Indonesia buries mass-murderer Suharto with full military honors

Story here. Og and Allah, why does anyone want to honor this monster?! Pinochet’s funeral was less embarrassing!

He was brutal with his political opponents and horribly corrupt, launched a pretty brutal war in East Timor and persecuted the Chinese, but his economic policies did save Indonesia, which, due to the policies of the Sukarno government, had horrible debt, unemployment, and inflation, and was on the brink of famine. His policies led to rapid modernization and economic growth, cut unemployment and inflation, made Indonesia food sufficient, dramatically improved public health, and reduced the national debt to manageable levels.

If an Indonesian wasn’t political, Chinese, or from East Timor, his standard of living probably improved under Suharto.

East Timor was brutal and unnecessary, and still has unfortunate after effects; but it was understandable in terms of trying to keep a large, scattered and disparate country together. (It also made life difficult for Australia, because any sympathy they had for the East Timorese alienated Indonesia, and Australian-Indonesian friendship is pretty important in that region).

Who here gives a rip about what the Indonesian military considers honorable?

Not to Godwinize, but . . .

Good, because not every dictator is Hitler, and Suharto certainly wasn’t. And if you were trying to make the comparison, which I’m sure you never would, you’d notice that the standard in living in Indonesia from 1967-1998 got a lot better, while the living standards in Germany were a lot worse in 1945 than they were in 1934.

I know, but Hitler seemed to be doing a great job on the economy until he started that damfool war – even while his men were rounding up all his opponents and everybody who didn’t seem to fit into the Germany he wanted to build.

No, Suharto was not a dangerous imperialist megalomaniac like Hitler – but Suharto was a bloody mass murderer, not just an ordinary strongman. No one’s sure how many were killed in his “Transition to the New Order,” but the figure was at least 500,000 and perhaps as high as three million. And that was only the beginning of his rule.

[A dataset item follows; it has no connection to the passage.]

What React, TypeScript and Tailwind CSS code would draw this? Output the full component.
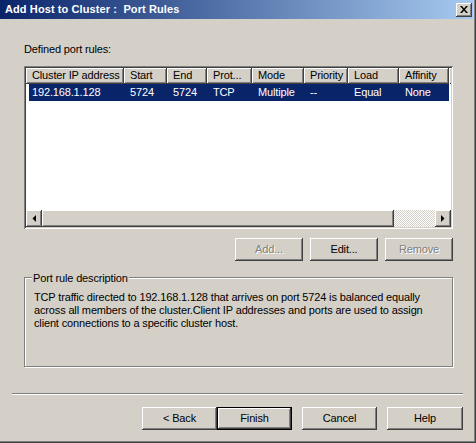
import React from "react";

const raised =
  "shadow-[inset_-1px_-1px_#404040,inset_1px_1px_#ffffff,inset_-2px_-2px_#808080,inset_2px_2px_#d4d0c8]";

const columns = [
  { label: "Cluster IP address", w: 98, value: "192.168.1.128" },
  { label: "Start", w: 43, value: "5724" },
  { label: "End", w: 40, value: "5724" },
  { label: "Prot...", w: 45, value: "TCP" },
  { label: "Mode", w: 52, value: "Multiple" },
  { label: "Priority", w: 44, value: "--" },
  { label: "Load", w: 51, value: "Equal" },
  { label: "Affinity", w: 50, value: "None" },
];

function Button({
  label,
  disabled,
  isDefault,
  className = "",
}: {
  label: string;
  disabled?: boolean;
  isDefault?: boolean;
  className?: string;
}) {
  return (
    <button
      className={`flex items-center justify-center h-[23px] bg-[#d4d0c8] text-[11px] leading-[13px] ${
        isDefault ? "border border-black" : ""
      } ${className}`}
    >
      <span
        className={`flex items-center justify-center w-full h-full ${raised} ${
          disabled ? "text-[#808080] [text-shadow:1px_1px_0_#ffffff]" : "text-black"
        }`}
      >
        {label}
      </span>
    </button>
  );
}

function ArrowButton({ dir }: { dir: "left" | "right" }) {
  return (
    <div className={`w-[16px] h-[17px] shrink-0 flex items-center justify-center bg-[#d4d0c8] ${raised}`}>
      <svg width="4" height="7" viewBox="0 0 4 7">
        {dir === "left" ? (
          <polygon points="4,0 4,7 0.5,3.5" fill="#000" />
        ) : (
          <polygon points="0,0 0,7 3.5,3.5" fill="#000" />
        )}
      </svg>
    </div>
  );
}

export default function App() {
  return (
    <div
      className="relative w-[476px] h-[443px] bg-[#d4d0c8] flex flex-col text-black tracking-[-0.15px] shadow-[inset_-1px_-1px_#404040,inset_-2px_-2px_#808080]"
      style={{ fontFamily: "'Liberation Sans', Arial, sans-serif" }}
    >
      {/* Title bar */}
      <div className="h-[19px] mr-[3px] flex items-center justify-between pl-[5px] pr-[1px] bg-[linear-gradient(to_right,#0a246a,#a6caf0)]">
        <span className="text-white font-bold text-[11px] leading-[13px] tracking-[0.1px]">
          Add Host to Cluster :&nbsp; Port Rules
        </span>
        <div className={`w-[16px] h-[14px] flex items-center justify-center bg-[#d4d0c8] ${raised}`}>
          <svg width="8" height="7" viewBox="0 0 8 7">
            <path d="M0 0h2l2 2.5L6 0h2L5 3.5 8 7H6L4 4.5 2 7H0l3-3.5z" fill="#000" />
          </svg>
        </div>
      </div>

      {/* Body */}
      <div className="flex flex-col px-[24px]">
        <div className="mt-[24px] text-[11px] leading-[13px]">Defined port rules:</div>

        {/* List view */}
        <div className="mt-[10px] w-[429px] h-[163px] p-[2px] bg-white shadow-[inset_1px_1px_#808080,inset_-1px_-1px_#ffffff,inset_2px_2px_#404040,inset_-2px_-2px_#d4d0c8] flex flex-col">
          <div className="flex h-[16px] shrink-0 bg-[#d4d0c8]">
            {columns.map((c) => (
              <div
                key={c.label}
                style={{ width: c.w }}
                className="shrink-0 h-full pl-[6px] text-[11px] leading-[15px] whitespace-nowrap overflow-hidden shadow-[inset_-1px_-1px_#404040,inset_1px_1px_#ffffff,inset_-2px_-2px_#808080]"
              >
                {c.label}
              </div>
            ))}
            <div className="flex-1 shadow-[inset_1px_1px_#ffffff,inset_0_-1px_#404040]" />
          </div>
          <div className="h-[126px] shrink-0">
            <div className="flex h-[17px] ml-[3px] w-[420px] bg-[#0a246a] text-white text-[11px] leading-[17px]">
              {columns.map((c, i) => (
                <div
                  key={c.label}
                  style={{ width: i === 0 ? c.w - 3 : c.w }}
                  className={`shrink-0 whitespace-nowrap overflow-hidden ${i === 0 ? "pl-[3px]" : "pl-[6px]"}`}
                >
                  {c.value}
                </div>
              ))}
            </div>
          </div>
          <div className="flex h-[17px] shrink-0 bg-[#d4d0c8]">
            <ArrowButton dir="left" />
            <div className={`w-[352px] shrink-0 h-full bg-[#d4d0c8] ${raised}`} />
            <div className="flex-1 h-full bg-[image:repeating-conic-gradient(#ffffff_0_25%,#d4d0c8_0_50%)] bg-[length:2px_2px]" />
            <ArrowButton dir="right" />
          </div>
        </div>

        {/* Add / Edit / Remove */}
        <div className="mt-[9px] w-[429px] flex justify-end gap-[7px]">
          <Button label="Add..." disabled className="w-[68px]" />
          <Button label="Edit..." className="w-[68px]" />
          <Button label="Remove" disabled className="w-[68px]" />
        </div>

        {/* Group box */}
        <div className="relative mt-[16px] w-[429px] h-[90px] border border-[#808080] shadow-[1px_1px_#ffffff,inset_1px_1px_#ffffff]">
          <span className="absolute left-[7px] top-[-6px] px-[1px] bg-[#d4d0c8] text-[11px] leading-[13px]">
            Port rule description
          </span>
          <p className="pt-[13px] pl-[9px] text-[11px] leading-[13px] whitespace-nowrap">
            TCP traffic directed to 192.168.1.128 that arrives on port 5724 is balanced equally
            <br />
            across all members of the cluster.Client IP addresses and ports are used to assign
            <br />
            client connections to a specific cluster host.
          </p>
        </div>
      </div>

      {/* Separator */}
      <div className="mt-[26px] ml-[12px] w-[451px] h-[2px] border-t border-[#808080] border-b border-b-white" />

      {/* Wizard buttons */}
      <div className="mt-[12px] flex pl-[142px]">
        <Button label="< Back" className="w-[75px]" />
        <Button label="Finish" isDefault className="w-[75px]" />
        <Button label="Cancel" className="w-[75px] ml-[10px]" />
        <Button label="Help" className="w-[76px] ml-[10px]" />
      </div>
    </div>
  );
}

I’ve never heard the 3 million number. Most estimates I’ve seen give a low of 250,000 and a high of a million. And most of those who were killed were killed at the beginning of his rule.

Besides, most of the dead were Communists, anyway.

Most of the young Indonesians I’ve talked to (35 & younger) refer to him as “Grandfather”. Typical response is “he was a great man but his children were very corrupt”. Apparently whatever good he did for Indoensia as a whole outweighs whatever bad he did in their POV.

I’m not trying to minimize the horrorw that were commited in East Timor in the 90’s. From what I heard on BBC and NPR it approached genocide.

Got it from Wiki.

Not that I don’t appreciate black humor, Captain, but, really . . .

Oh, c’mon, Nixon should have been put into a Hefty Bag and dumped into a landfill, and he got all the bells and whistles too at the end. It’s just something that countries do.

But he didn’t get a state funeral. (Reagan did, so did Ford, and I’m sure Carter and Bush Sr. will. Og forbid Bush Jr. ever does.)

Then how about Mussolini (he did make the trains run on time)? Maybe Franco?

In any case, during the Cold War the U.S. kissed the asses of a lot of corrupt blood-soaked despots because we were afraid of the the Ruskies. Suharto was just one of them. Our support of people like him (and Marcos, Somoza, Pinochet, the Shah, Mobutu, etc.) is one of the more sorry episodes in American diplomatic history.

Apparently he could have, had the family so requested.

And given the current and all surviving former presidents were there, and the whole thing was done with massive pomp and circumstance, it might as well have been.

But they didn’t – because they knew requesting one would have been in very, very bad taste, and possibly even an occasion for legislation to stop it.

Nixon was a good president, he actually acomplished a lot of good things during his reign. The whole Watergate thing was a big mistake, but I don’t think that outweighs all the good he did. I’m sure history will judge him favorably in comparison to our current president.

The George Washington University’s National Security Archive electronic briefing book, Suharto: A Declassified Documentary Obit.
Lots of depressing reading for those with the stomach for it.

CMC +fnord!

That’s a myth, a surviving bit of old propaganda. People do have the tendency to believe that evil is more efficient; it makes such propaganda much more effective.

Yes, I imagine they would be concerned about protesters. And I’m sure there would have been many of them outside the capitol building. DC is a solidly liberal Democratic city.

Nixon was an awful president. He would have made a decent Secretary of State. But I agree that he looks like Lincoln compared to Shrub.